Unambiguously, distributed ledger technology reinforces two primary pillars of international trade. First, it enhances transparency in tracking and tracing how goods are being processed, and second, it helps digitizing the trade process along supply chains.[1]
''DLT can not only be applied in automized supply chain and fleet management or processing of import/export customs documentation, but also, in asset transfer and movement, security of data exchanges, and automatic execution of contract terms between parties." [2]
In real terms, the Gretchenfrage arising from the pandemic is how value can be accrued and stored over time, if there is excessive risk in markets due to ubiquitous uncertainty. Essentially, a global liquidity crisis does neither bow to notions of ‘Tit for Tat’ nor can it be set aside indefinitely—neither by G20 nations, nor private sector entities. Therefore, it bears noting, that health, or rather its demise, as highest good in the Anthropocene, inevitably leads to amalgamation of new laws as necessary corollary.[3]
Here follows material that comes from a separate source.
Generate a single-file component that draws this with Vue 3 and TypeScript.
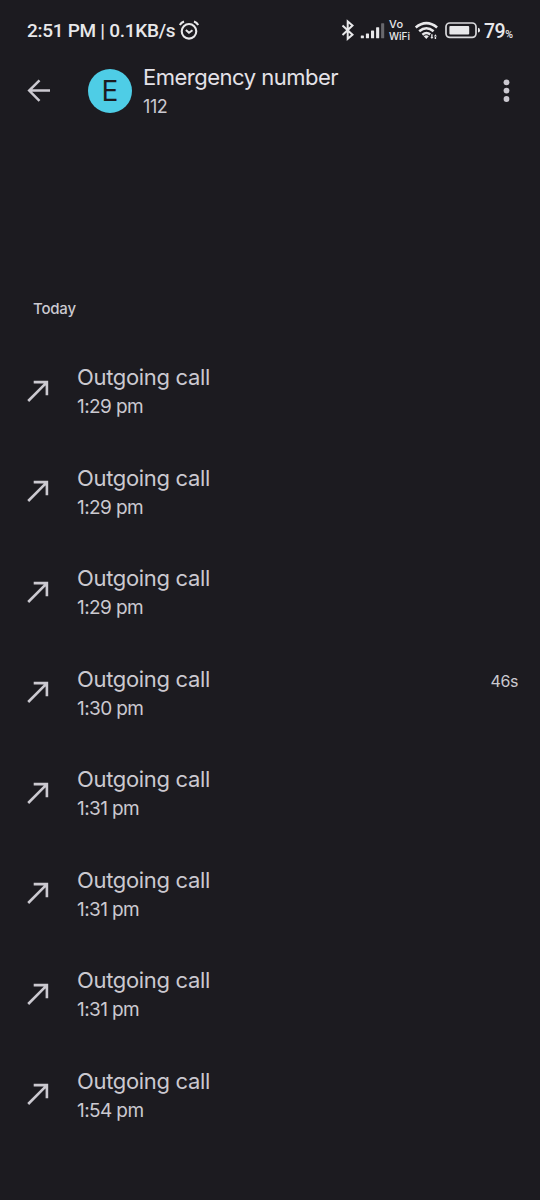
<script setup lang="ts">
interface Call {
  time: string
  duration?: string
}

const calls: Call[] = [
  { time: '1:29 pm' },
  { time: '1:29 pm' },
  { time: '1:29 pm' },
  { time: '1:30 pm', duration: '46s' },
  { time: '1:31 pm' },
  { time: '1:31 pm' },
  { time: '1:31 pm' },
  { time: '1:54 pm' },
]
</script>

<template>
  <main class="screen">
    <div class="status">
      <span class="clock">2:51 PM | 0.1KB/s</span>
      <svg class="alarm" width="22" height="22" viewBox="0 0 22 22" fill="none" stroke="#e8e8ea">
        <circle cx="11" cy="11.3" r="7.3" stroke-width="2.1" />
        <path d="M7.9 9.9l3.1 2.9 3.5-2.5" stroke-width="2" />
        <path d="M1.8 5.1Q3.2 2.5 6 1.5M20.2 5.1Q18.8 2.5 16 1.5" stroke-width="2.1" />
      </svg>
      <svg class="icons" width="142" height="24" viewBox="340 19 142 24" fill="none">
        <path d="M342.5 25.5l10 9.2-4.8 4.1V21.4l4.8 4.1-10 9.4" stroke="#e8e8ea" stroke-width="2" />
        <g fill="#e8e8ea">
          <rect x="360.8" y="35.5" width="3.1" height="2.8" rx=".6" />
          <rect x="365.9" y="33.5" width="3.1" height="4.8" rx=".6" />
          <rect x="371" y="30.5" width="3.1" height="7.8" rx=".6" />
          <rect x="376.1" y="27.2" width="3.1" height="11.1" rx=".6" />
          <rect x="381.1" y="23.2" width="3.1" height="15.1" rx=".6" fill="#68686c" />
        </g>
        <g stroke="#e8e8ea" stroke-width="2.6">
          <path d="M415.7 27.5Q426.4 18.9 437.1 27.5" />
          <path d="M419.2 31.2Q426.4 25.3 433.6 31.2" />
          <path d="M422.4 34.7Q426.4 31.5 430.2 34.4" />
        </g>
        <path d="M423.7 36.2Q426.2 34.2 428.8 36.2L426.3 38.9Z" fill="#e8e8ea" />
        <path d="M430.4 37h3l-1.5 2zM433.9 36.5h3l-1.5-2.3zM431.2 34.3h1.4v3h-1.4zM434.7 36h1.4v3h-1.4z" fill="#e8e8ea" />
        <rect x="446" y="23" width="30" height="14.4" rx="3.8" stroke="#d9d9dc" stroke-width="1.7" />
        <rect x="449.4" y="26" width="19.8" height="8.6" rx="1" fill="#e8e8ea" />
        <path d="M478 27.8q2 .2 2 2.4t-2 2.4z" fill="#e8e8ea" />
      </svg>
      <span class="vowifi"><span>Vo</span><span>WiFi</span></span>
      <span class="battery">79<small>%</small></span>
    </div>

    <header class="bar">
      <svg class="back" width="24" height="24" viewBox="0 0 24 24" fill="none" stroke="#cbc9d0" stroke-width="2.5">
        <path d="M23 11.6H3M12.5 1.3L2.2 11.6l10.3 10.3" />
      </svg>
      <div class="avatar">E</div>
      <div class="who">
        <h1>Emergency number</h1>
        <p>112</p>
      </div>
      <svg class="more" width="8" height="24" viewBox="0 0 8 24" fill="#cbc9d0">
        <circle cx="3.5" cy="3.3" r="2.9" />
        <circle cx="3.5" cy="11.6" r="2.9" />
        <circle cx="3.5" cy="20" r="2.9" />
      </svg>
    </header>

    <h2 class="day">Today</h2>

    <ul class="calls">
      <li v-for="(call, i) in calls" :key="i" class="call">
        <svg class="arrow" width="22" height="22" viewBox="0 0 22 22" fill="none" stroke="#cbc9d0" stroke-width="2.6">
          <path d="M1.2 21L20 2.2M6.7 2.1h13.2v13.2" />
        </svg>
        <div class="info">
          <p class="title">Outgoing call</p>
          <p class="time">{{ call.time }}</p>
        </div>
        <span v-if="call.duration" class="duration">{{ call.duration }}</span>
      </li>
    </ul>
  </main>
</template>

<style>
body {
  margin: 0;
  background: #1c1b20;
}
</style>

<style scoped>
.screen {
  width: 540px;
  height: 1200px;
  overflow: hidden;
  background: #1c1b20;
  color: #cbc9d0;
  font-family: Inter, "Open Sans", sans-serif;
}
h1, h2, p, ul {
  margin: 0;
  padding: 0;
  font-weight: 400;
}
.status {
  position: relative;
  display: flex;
  align-items: center;
  height: 62px;
  box-sizing: border-box;
  padding-left: 27px;
  color: #e8e8ea;
  font-family: Roboto, sans-serif;
  white-space: nowrap;
}
.clock {
  width: 149px;
  margin-bottom: 1px;
  font-size: 19px;
  font-weight: 500;
  letter-spacing: -0.28px;
}
.alarm {
  margin-left: 2px;
}
.icons {
  margin-left: 140px;
}
.vowifi {
  position: absolute;
  left: 389px;
  top: 19px;
  display: flex;
  flex-direction: column;
  font: 500 10px/11.5px Inter, sans-serif;
}
.vowifi span:first-child {
  font-size: 11px;
  letter-spacing: 0.2px;
}
.battery {
  margin-left: 2px;
  font-size: 19.5px;
  font-weight: 500;
  letter-spacing: -0.5px;
}
.battery small {
  font-size: 10.5px;
}
.bar {
  display: flex;
  align-items: center;
  height: 57px;
  padding: 0 29px 0 27px;
}
.avatar {
  display: flex;
  align-items: center;
  justify-content: center;
  width: 44px;
  height: 44px;
  margin-left: 37px;
  border-radius: 50%;
  background: #4ecde6;
  color: #1c1b20;
  font-size: 28px;
}
.who {
  flex: 1;
  margin: 2px 0 0 11px;
}
.who h1 {
  color: #e4e2e8;
  font-size: 22px;
  letter-spacing: -0.5px;
  line-height: 29px;
  white-space: nowrap;
}
.who p {
  font-size: 18px;
  letter-spacing: -0.4px;
  line-height: 29px;
}
.day {
  margin: 180px 0 0 33px;
  font-size: 15px;
  font-weight: 500;
  letter-spacing: -0.2px;
  line-height: 20px;
}
.calls {
  margin-top: 21.5px;
  list-style: none;
}
.call {
  display: flex;
  align-items: center;
  height: 100.5px;
  padding: 0 22px 0 27px;
}
.info {
  flex: 1;
  margin: 4px 0 0 28px;
}
.title {
  font-size: 22px;
  letter-spacing: -0.34px;
  line-height: 29px;
}
.time {
  font-size: 19px;
  letter-spacing: -0.6px;
  line-height: 30px;
}
.duration {
  margin-top: -23px;
  font-size: 16px;
  letter-spacing: -0.4px;
}
</style>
An attempt as to how common good, goods, and their exchange are interconnected by virtue of the Internet of Information, Value, and Things; shall be delineated in this series of blog articles. We are very much looking forward to presenting to you our take on virtuality, assets, and the metaverse. Ultimately, all three of which foster the United Nations Sustainable Development Goals 2030 and make life on planet earth more inclusive for each and every one of us—what a journey.
DTG
[1] Deepesh Patel and Emmanuelle Ganne, ‘Blockchain & DLT in Trade’ (World Trade Organization, November 2020) 8.
[2] Susana Nascimento, Alexandre Pólvora and Joana Sousa Lourenço, #Blockchain4EU: Blockchain for Industrial Transformations. (European Commission 2018) 23.
[3] Anne Peters, ‘COVID-19 as a Catalyst for the (Re-)Constitutionalisation of International Law: One Health ─ One Welfare’ (2020) 2020–44 MPIL Research Paper Series.